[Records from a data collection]
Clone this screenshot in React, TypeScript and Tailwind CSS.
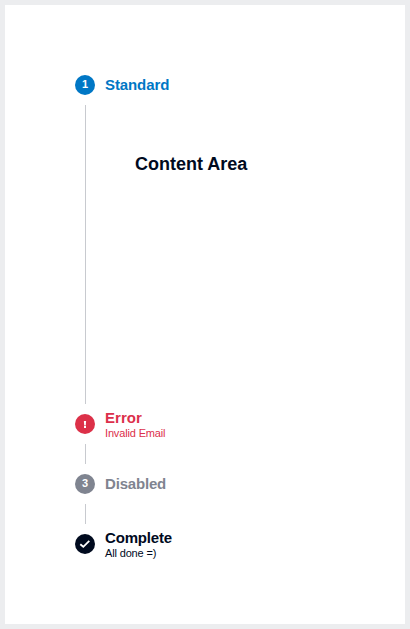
import type { ReactNode } from "react";

function Badge({ color, children }: { color: string; children: ReactNode }) {
  return (
    <div className={`flex h-5 w-5 shrink-0 items-center justify-center rounded-full text-[11px] leading-none font-bold text-white ${color}`}>
      {children}
    </div>
  );
}

type StepProps = { label: string; detail?: string; text: string; color: string; icon: ReactNode; tracking?: string };

function Step({ label, detail, text, color, icon, tracking = "tracking-[-0.1px]" }: StepProps) {
  return (
    <div className={`flex h-10 items-center gap-2.5 ${text}`}>
      <Badge color={color}>{icon}</Badge>
      <div className={`flex flex-col ${detail ? "pt-px" : "pb-0.5"}`}>
        <span className={`text-[15px] leading-[17px] font-bold ${tracking}`}>{label}</span>
        {detail && <span className="mt-px text-[11px] leading-[13px] tracking-[-0.15px]">{detail}</span>}
      </div>
    </div>
  );
}

function Connector({ height }: { height: string }) {
  return <div className={`ml-2.5 w-px bg-[#c8cacf] ${height}`} />;
}

export default function App() {
  return (
    <div className="h-[629px] w-[410px] bg-[#ecedef] p-[5px] font-['Liberation_Sans',sans-serif]">
      <div className="h-full bg-white px-[70px] pt-[60px]">
        <Step label="Standard" text="text-[#0077c5]" color="bg-[#0077c5]" icon={<span className="pb-0.5">1</span>} />
        <div className="flex h-[299px]">
          <Connector height="h-full" />
          <h2 className="mt-[48px] ml-[49px] text-[18px] leading-[22px] font-bold text-[#000a1e]">Content Area</h2>
        </div>
        <Step
          label="Error"
          detail="Invalid Email"
          text="text-[#dc2f4b]"
          color="bg-[#dc3048]"
          tracking="tracking-[0.05px]"
          icon={
            <svg width="20" height="20" viewBox="0 0 20 20" fill="white">
              <path d="M8.9 7h2.2l-.3 4.6H9.2z" />
              <path d="M9 12.1h2V14H9z" />
            </svg>
          }
        />
        <Connector height="h-5" />
        <Step label="Disabled" text="text-[#7f8490]" color="bg-[#7f8490]" tracking="tracking-[-0.18px]" icon={<span className="pb-0.5">3</span>} />
        <Connector height="h-5" />
        <Step
          label="Complete"
          detail="All done =)"
          text="text-[#000a1e]"
          color="bg-[#000a1e]"
          tracking="tracking-[-0.18px]"
          icon={
            <svg width="20" height="20" viewBox="0 0 20 20" fill="none" stroke="white" strokeWidth="1.8">
              <path d="M5.3 10.2l3 2.6 6-6" />
            </svg>
          }
        />
      </div>
    </div>
  );
}
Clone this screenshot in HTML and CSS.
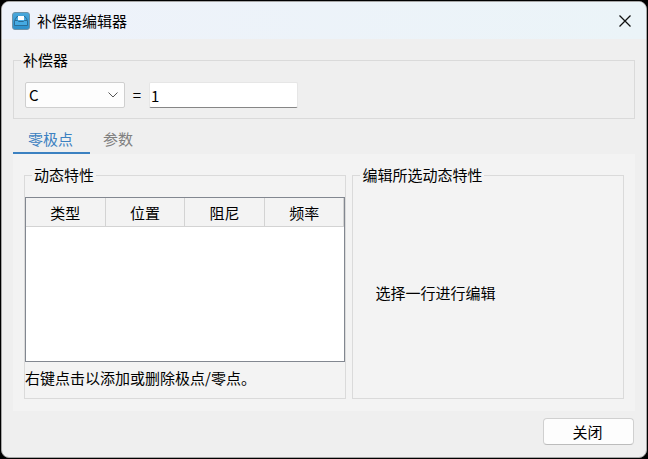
FILE: index.html
```html
<!DOCTYPE html>
<html lang="zh-CN">
<head>
    <meta charset="utf-8">
    <title>补偿器编辑器</title>
    <link rel="stylesheet" href="styles.css">
</head>
<body>
    <main class="window">
        <header class="titlebar">
            <svg class="app-icon" width="18" height="18" viewBox="0 0 18 18" aria-hidden="true">
                <defs>
                    <linearGradient id="iconFill" x1="0" y1="0" x2="0" y2="1">
                        <stop offset="0" stop-color="#4aa8dc"/>
                        <stop offset="1" stop-color="#2b90cc"/>
                    </linearGradient>
                </defs>
                <rect x="0.5" y="0.5" width="17" height="17" rx="2.5" fill="url(#iconFill)" stroke="#6d93a8"/>
                <path d="M2.5 8.5 L5 4.5 H13 L15.5 8.5 V13.5 H2.5 Z" fill="#45aae2" stroke="#2a6d96"/>
                <path d="M3 8.5 H5.5 L6.5 9.5 H11.5 L12.5 8.5 H15" fill="none" stroke="#2a6d96"/>
                <rect x="6" y="4" width="6" height="4" fill="#fff"/>
            </svg>
            <h1 class="title">补偿器编辑器</h1>
            <button class="close-x" type="button" aria-label="关闭窗口">
                <svg width="14" height="14" viewBox="0 0 14 14" aria-hidden="true">
                    <path d="M1.5 1.5 L12.5 12.5 M12.5 1.5 L1.5 12.5" stroke="#111" stroke-width="1.3" fill="none"/>
                </svg>
            </button>
        </header>

        <div class="content">
            <fieldset class="group">
                <legend>补偿器</legend>
                <div class="equation">
                    <span class="combo">
                        <select id="compensator" aria-label="补偿器">
                            <option>C</option>
                        </select>
                        <svg class="chevron" width="10" height="6" viewBox="0 0 10 6" aria-hidden="true">
                            <path d="M0.5 0.5 L5 5 L9.5 0.5" stroke="#555" fill="none"/>
                        </svg>
                    </span>
                    <label for="value">=</label>
                    <input id="value" type="text" value="1">
                </div>
            </fieldset>

            <div class="tabs" role="tablist">
                <button class="tab active" type="button" role="tab" aria-selected="true">零极点</button>
                <button class="tab" type="button" role="tab" aria-selected="false">参数</button>
            </div>

            <div class="panel" role="tabpanel">
                <fieldset class="group dynamics">
                    <legend>动态特性</legend>
                    <div class="table-box">
                        <table>
                            <thead>
                                <tr>
                                    <th>类型</th>
                                    <th>位置</th>
                                    <th>阻尼</th>
                                    <th>频率</th>
                                </tr>
                            </thead>
                            <tbody></tbody>
                        </table>
                    </div>
                    <p class="note">右键点击以添加或删除极点/零点。</p>
                </fieldset>
                <fieldset class="group edit">
                    <legend>编辑所选动态特性</legend>
                    <p class="hint">选择一行进行编辑</p>
                </fieldset>
            </div>

            <footer class="footer">
                <button class="btn" type="button">关闭</button>
            </footer>
        </div>
    </main>
</body>
</html>
```

FILE: styles.css
```css
* {
    box-sizing: border-box;
}
body {
    margin: 0;
    padding: 1px;
    min-height: 100vh;
    display: flex;
    background: #000;
    color: #000;
    font: 15px/20px "Noto Sans CJK SC", sans-serif;
}
button, input, select {
    font: inherit;
    color: inherit;
}
p {
    margin: 0;
}
.window {
    flex: 1;
    display: flex;
    flex-direction: column;
    overflow: hidden;
    background: #efefef;
    border: 1px solid #a6a6a6;
    border-radius: 8px;
}
.titlebar {
    display: flex;
    align-items: center;
    height: 37px;
    padding: 0 11px 0 10px;
    background: linear-gradient(90deg, #eef2fa, #ebf4f8);
}
.app-icon {
    margin-right: 7px;
}
.title {
    flex: 1;
    margin: 0;
    font-size: 15px;
    font-weight: normal;
}
.close-x {
    display: flex;
    padding: 3px;
    border: none;
    background: none;
}
.content {
    flex: 1;
    display: flex;
    flex-direction: column;
    padding: 11px;
}
.group {
    margin: 0;
    min-width: 0;
    padding: 12px 0 10px;
    border: 1px solid #dadada;
}
.group legend {
    margin-left: 7px;
    padding: 0 2px;
}
.equation {
    display: flex;
    align-items: center;
    padding-left: 11px;
}
.equation label {
    width: 24px;
    text-align: center;
}
.combo {
    display: flex;
    align-items: center;
    width: 100px;
    height: 26px;
    background: #fdfdfd;
    border: 1px solid #cfcfcf;
    border-radius: 2px;
}
.combo select {
    flex: 1;
    height: 24px;
    margin-right: -20px;
    padding: 0 20px 0 3px;
    border: none;
    background: none;
    appearance: none;
}
.chevron {
    margin-right: 6px;
    pointer-events: none;
}
.equation input {
    width: 149px;
    height: 26px;
    padding: 0 1px;
    background: #fff;
    border: 1px solid #e6e6e6;
    border-bottom-color: #868686;
    border-radius: 2px;
}
.tabs {
    display: flex;
    margin-top: 7px;
}
.tab {
    height: 28px;
    padding: 0 13px;
    border: none;
    border-bottom: 2px solid transparent;
    background: none;
    color: #808080;
}
.tab.active {
    padding: 0 17px 0 15px;
    color: #3c81c1;
    border-bottom-color: #3c81c1;
}
.panel {
    flex: 1;
    display: grid;
    grid-template-columns: 19fr 16fr;
    gap: 6px;
    padding: 11px 11px 12px;
    background: #f3f3f3;
}
.dynamics {
    display: flex;
    flex-direction: column;
}
.table-box {
    flex: 1;
    min-height: 120px;
    background: #fff;
    border: 1px solid #828790;
}
table {
    width: 100%;
    table-layout: fixed;
    border-collapse: separate;
    border-spacing: 0;
}
th {
    height: 29px;
    padding: 2px 0 0;
    background: #f3f3f3;
    border-right: 1px solid #d3d3d3;
    border-bottom: 1px solid #d3d3d3;
    font-weight: normal;
}
.note {
    margin-top: 6px;
}
.edit {
    display: flex;
    align-items: center;
}
.hint {
    padding-left: 22px;
}
.footer {
    display: flex;
    justify-content: flex-end;
    padding: 7px 1px 1px;
}
.btn {
    width: 91px;
    height: 27px;
    padding: 0 2px 0 0;
    background: #fdfdfd;
    border: 1px solid #d0d0d0;
    border-bottom-color: #bcbcbc;
    border-radius: 4px;
}
```
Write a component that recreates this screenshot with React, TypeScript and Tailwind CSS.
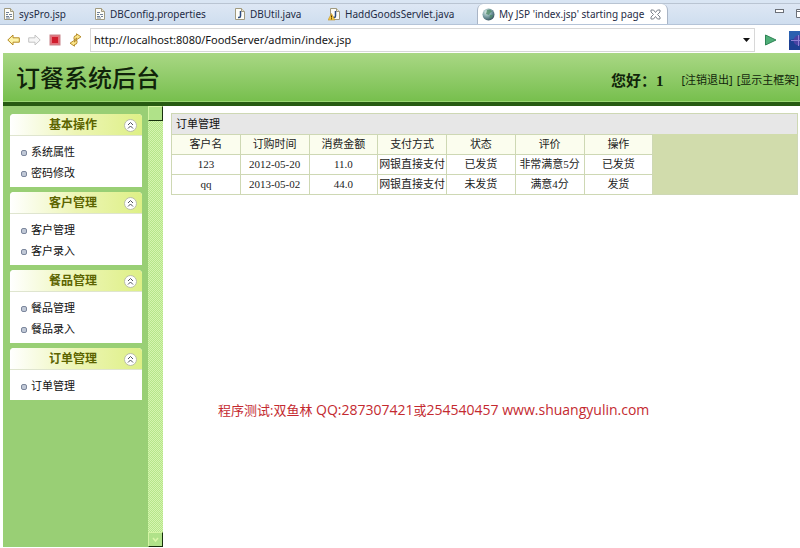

_AIM OF THE EXERCISE_
From the records above, pull out each line that has "TypeScript".

_RESPONSE TO THIS EXERCISE_
Clone this screenshot in React, TypeScript and Tailwind CSS.
Write a component that recreates this screenshot with React, TypeScript and Tailwind CSS.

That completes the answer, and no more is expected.